To find out if you are a “Realist”, try this thought experiment: Imagine you personally do not exist, and furthermore that other people don’t exist, and in fact, that there is no intelligent life in the universe. Do things such as stars and planets still exist? Does a proton still have the same mass? Does water on earth still freeze at zero degrees Celsius? If you think so, you are a Realist.
The majority of people, even if they aren’t sure that the things that exist actually have the forms and the nature that we think they do, believe that something exists objectively –which is to say, independent of any given subject. Unfortunately, this is impossible to “prove”, given that each of us is imprisoned, so to speak, inside our own experience. There is no way for me to show incontrovertibly that there is anything independent of my own personal experience.
In addition, Realism by itself doesn’t actually tell us as much as you might think –it says something exists beyond our perceptions, but not what that something is. If, however, you believe that the world is more-or-less the way it appears to be, then you are not just a Realist, you are a “Naturalist”, or a “Realist about Perceptions”. In other words, you think the familiar world of trees, sky, earth, stars, moon, sun, etcetera, exists generally the way it seems to.
This seems like a natural (no pun intended) step, but it runs into some problems. One is that it is vulnerable to the possibility explored in the “Matrix” movies that your perception of the world and all its objects are generated by causes quite different than the seeming ones –in the case of the Matrix, a computer, in the case of Descartes’ similar hypothesis, an malicious demon. It may seem far-fetched, but it gains plausibility when we think of how easily our perceptions can be shifted –a set of rose-colored glasses makes everything look pink, just as being told that a student is smart can change our perceptions of his or her classwork.
This leads us at long last to the starting point of your question. In general, scientists replace “Naive Naturalism”, the thought that the world is just as we perceive it, with “Scientific Naturalism”. In scientific naturalism, it is accepted that objects may have a “real existence” very different from our perceptions –for instance, who would guess that fire and water are both made of the exact same building blocks of electrons, protons and neutrons? The claim is made, however, that objective reality relates to our perceptions of it in orderly, rule-governed and consistent ways, and that those relationships can be discovered through the use of the scientific method.
The scientific method is not the only way of discovering truths or “Truths” about the world, but it does have many practical advantages, including the fact that the things it discovers are, by definition, reliable (they will work the same way each time) and fit into a general schema that fits together with all the other scientific truths.
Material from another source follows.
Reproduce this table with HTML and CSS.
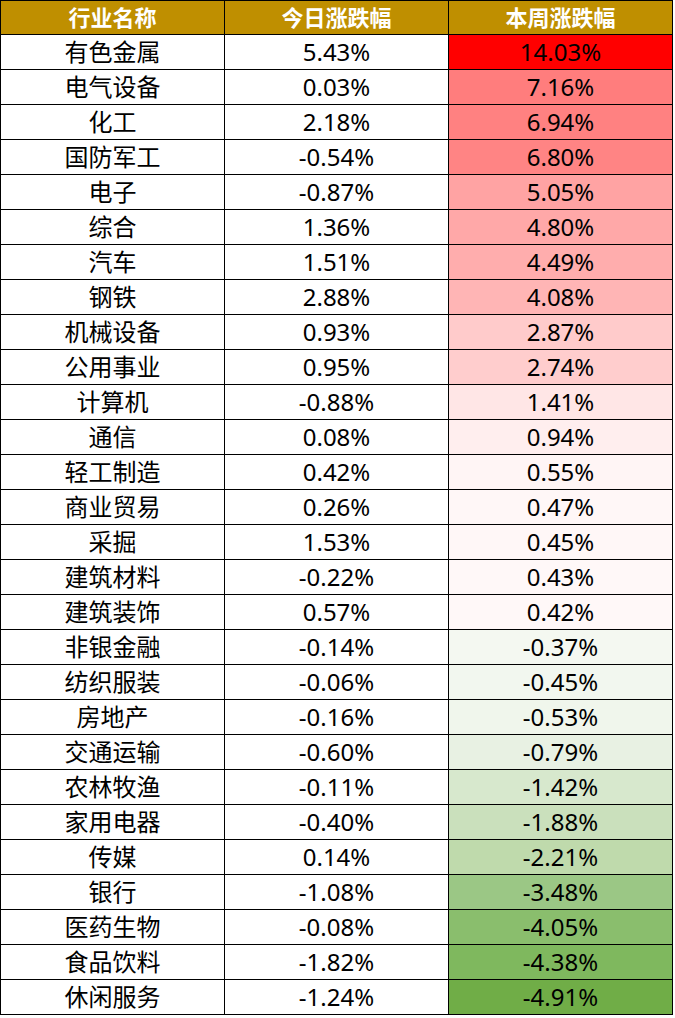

If we take your question at face value, “If something is objectively true, does it have to fall within the realm of science?” the answer is no. Assuming we take a Realist stance, and agree that there ARE things that are objectively true out there, it is clear that some of those true things will be outside the realm of what science can tell us now –whether or not there is intelligent life on other planets, for example –and even that some of it might forever be outside the realm of what science can demonstrate.
I think what you really mean, however, is “does a proposition have to be tested by the scientific method in order to be a valid and reliable piece of knowledge?” That’s not a question that itself has an objective or uncontroversial answer. For example, we might say that there could be other methods –substantially different from our current science –that would give reliable answers. Would we consider those methods “scientific” because they were reliable? In that case, all we mean by “scientific” is “reliable”. But we can’t disprove that other such methods might exist –after all, much of what we consider as good science today would have been alien to scientists of the past.
Another counterclaim is that there are other non-methodical sources of truth. A religious person (such as myself) might be comfortable with the claim that religious revelation provides a source of truths that are equally or exceedingly “objective” as the truths verified by science, while a non-religious person would reject that claim.
As far as the second part of your question, what about things such as art and ethics? Are they intrinsically relativist, which is to say, are they irreducibly dependent on subjective and personal beliefs or characteristics that do not generalize?
On the one hand, we should keep in mind the fact that it might be possible that a “science” of art or ethics could be someday created, which is to say, that we could figure out ways to make statements about those fields that are as testable and reliable as those about fields such as physics and chemistry. In my opinion, however, that would first require not just a different understanding of art and ethics, but also a different understanding of science. Previous attempts to make a science out of such things have generally focused on reducing them to purely material terms, and have not resulted in any notable successes.
This brings up a final issue raised by your question. Do we live in a universe where everything is best explained in purely material terms –i.e. as the extended ramifications of the trajectories of protons, electrons, neutrons and other particles, or even in a universe where everything is capable of being explained in such terms? There are quite a large number of people who would endorse not merely the second statement but also to the first (please notice the differences!). But it should be made clear, such a statement is essentially a declaration of faith. It is not an independently provable proposition, and it is capable of being wrong.
Let me thus rephrase your questions: “Given the current state of human knowledge, is the scientific method the only widely accepted, internally consistent, controllable and reliable way of constructing new knowledge; and do fields such as art and ethics currently fall outside the realm of what science has thus far proven itself to be capable of considering successfully?” The answer to that question is a highly qualified “yes”.